Red Square is impressive (it's big and red) and we can see St Basil's Cathedral from our hotel. St Basils is in Red Square and the Kremlin (a collection of Parliamentary houses three cathedrals, as well as the Armoury) are next to the Red Square.
I have to say, St Basil's, while very eye-catching, does look like a big cake. This is not me, but it's the best picture I could find:
www.goamcan.com/photos/dscn2817.html
Ivan the Terrible had it built by some architects, and then he ordered their eyes be removed so that they couldn't build anything like it ever again. True story!
Next morning, we had a private tour of the Kremlin. I won't bore you with the details but if you really want to know here's the best page I've found with pictures:
www.myphotographs.net/russia/russia.html
It was very interesting but unfortuantely I nearly fainted due to the crowd adn the heat and this stupid cold so I couldn't really take it all in as much as I wanted to.
In the afternoon, we had free time, so Jolene and I decided to have a tour of St Basils (very beautiful). Then a huge thunderstorm rolled in so we sheltered back at the hotel. When it was finally over, we decided to take a river boat cruise to see some more sights. We really had no idea where we ere going, and we forgot to take the guide book. I considered it a big adventure, but Jolene was freaking out.
Buying the tickets, we encountered some lovely Russian service. Us: "We'd like a boat ticket please". "Which way does it go?" Ticket Woman "влаоцу! вйц-ваова!!! цкщуукр!!! ывщеукзуоект!!! алова!!" Us: "oh. ok, thanks. Here's some money." Ticket Woman: "втрацуцуш!! ыфвщаоаджп!!! вадыолвпа!!Эю". Slams the window shut on my fingers. Storms out of her hut. More shouting. Stamps back into her hut. Slams the window open. Grabs all the money from my hand. Throws my my change. Slams the window shut. Eyes us evilly.

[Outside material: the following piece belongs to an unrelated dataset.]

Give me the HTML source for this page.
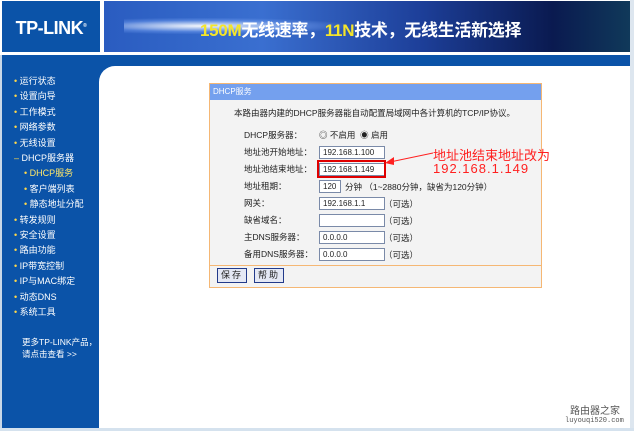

So, we get on the boat and we go a wee way. No-one will talk to us and we have no idea where we are in the grand scheme of Moscow. Finally, Jolene can't take it any more and insists we get off. In the middle of a park. I'd told her - I got us here, you can get us home! She's actually an excellent navigator and she got us back on the metro - three changes, no English and (thank god) no more ticket ladies.
Moscow Metro is quite amazing actually - check out some of the stations!
www.moscow-guide.ru/culture/metro.htm
Trains come very minute and I think they may actually rival Tokyo (although not as clean by a long stretch, but at 5 rubels or 10 cents to get to anywhere in the city, whose complaining about a bit of chewing gum on your seat.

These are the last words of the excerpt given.